In the exchange between the two of them Proctor uses the word pretence this is significant because he has used the word before in Act 3 about the girls saying it was only pretence (page 92). This therefore makes him a hypocrite as he says its pretence on their part and says its wrong but he then says he is pretending making it a contradiction as it makes out that its wrong for them to pretend but not for him. The reasons for him confessing to Danforth are that he wants to live and the only way of doing so is by confessing to the authorities (page 110), but it is not because he feels it’s the right thing to have done as he calls it fraud.
Miller inserts the confession of Proctor as it adds to the dramatic impact of Act 4. It is his final refusal to comply with Danforth once he changes his mind and rips up the confession. The confession also surprises the audience as he has been considered as a man of integrity beforehand. The feeling from the confession is mixed as the audience want to see Proctor live but if he does then the authorities would have won meaning they still have the power but on the other hand people are upset that he has confessed as it is a change of his personality to comply with the rules and also because the audience want to see the authorities become undone and be an authority no more.
Another reason for Proctor changing his mind about the confession is Danforth implicating others and his insistence of the signature which Proctor doesn’t like and makes him change his mind and take on a role of a martyr. This situation can be compared to the House of Un-American Activities Committee as McCarthy the man who led the proceedings as they demanded confessions from people otherwise a punishment will ensue and forcing people to confess like Danforth, this can therefore make Proctor a representation of Miller as Proctor refused to confess in the end and Miller refused to give names of who he thought were communists when he was brought to the Committee.
Miller uses the confession to heighten the drama of the closing minutes of the play, he also uses the language of Proctor to heighten the drama with repetition of words like because in his speech on page 115 showing that he thinks for himself and has reasons for him ripping up the confession. Also Proctor’s language involves rhetorical questions such as what more is needed? Showing his unhappiness at the situation and he just wants to get it over with as he’s ashamed of what he is doing.
His language also shows him to have pride and deep feelings as he asks Elizabeth to hold back her tears without reason but probably because he doesn’t want to cry to as he has too much pride in himself. The drama is also heightened by Proctor’s tears on page 115 as it shows part of him still wants to live but it would be wrong to confess and let Danforth win. Another way is the tearing up of the paper as Danforth leaves Proctor two avenues and leaves him the decision which makes the audience wait in anticipation for what Proctor will do with the paper intensifying the drama.

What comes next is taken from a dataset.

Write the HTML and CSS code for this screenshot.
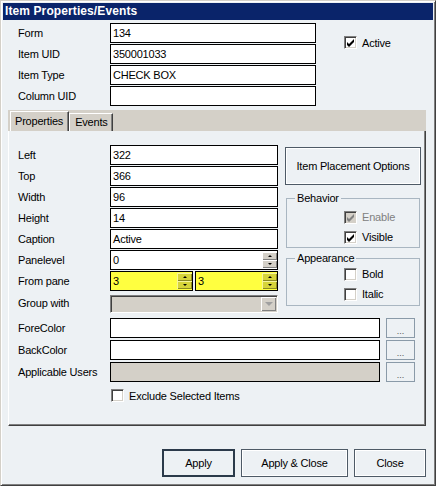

The passionate embrace with his wife also heightens the drama as it’s their final goodbye and implicates that its almost definite Proctor’s life will be taken. John sweeping up Rebecca Nurse on page 116 heightens the drama as it shows they will unite together against confessing. Danforth’s last words heighten the drama too as they show how ironic he is again. As he says who weeps for these, weep for corruption when he is the one who is corrupt as he says that Proctor will be blessed for confessing he has seen the devil when you would expect him to be damned for him. Parris’ pleading heightens the tension as it shows how pathetic he is and also how selfish he is as he is only thinking about himself and his job and he knows he will lose it if Proctor dies.
Hale’s pleading does the same too as its ironic as he says take the shame away but him pleading like he is puts shame on him and also as he has encouraged Proctor to lie makes him shameful. The three drum rolls finish the play off effectively as it ensures the audience that Proctor is dead specified also by the description of them rattling like bones. Elizabeth’s actions on the last page also heighten the drama as when she stares down the doorway where Proctor is being lead through it shows she is resigned to him dying and can’t decide for him as she can’t judge him. The drum roll drawing her attention to the window heightens the drama as she is looking out the window probably to see her husband hang and maybe that’s why she needs the window to support herself. Her escape form Hales pleas close the matter once and for all as she is the only person who can really save John but as she won’t judge him he won’t live.
The symbolism of the sun pouring down her face shows that after the death of John she will start a new. All these points help decide who is the triumphant. In my opinion I believe Proctor is the one who is triumphant as Danforth and the authorities have lost all respect due to the death of him. The final scenes show that Proctor has changed from being a pragmatist to being a man of principles as he wants to keep his name and not confess therefore losing respect, and as he has not lost any respect and in fact gained it, it furthers the point that he won and Danforth lost.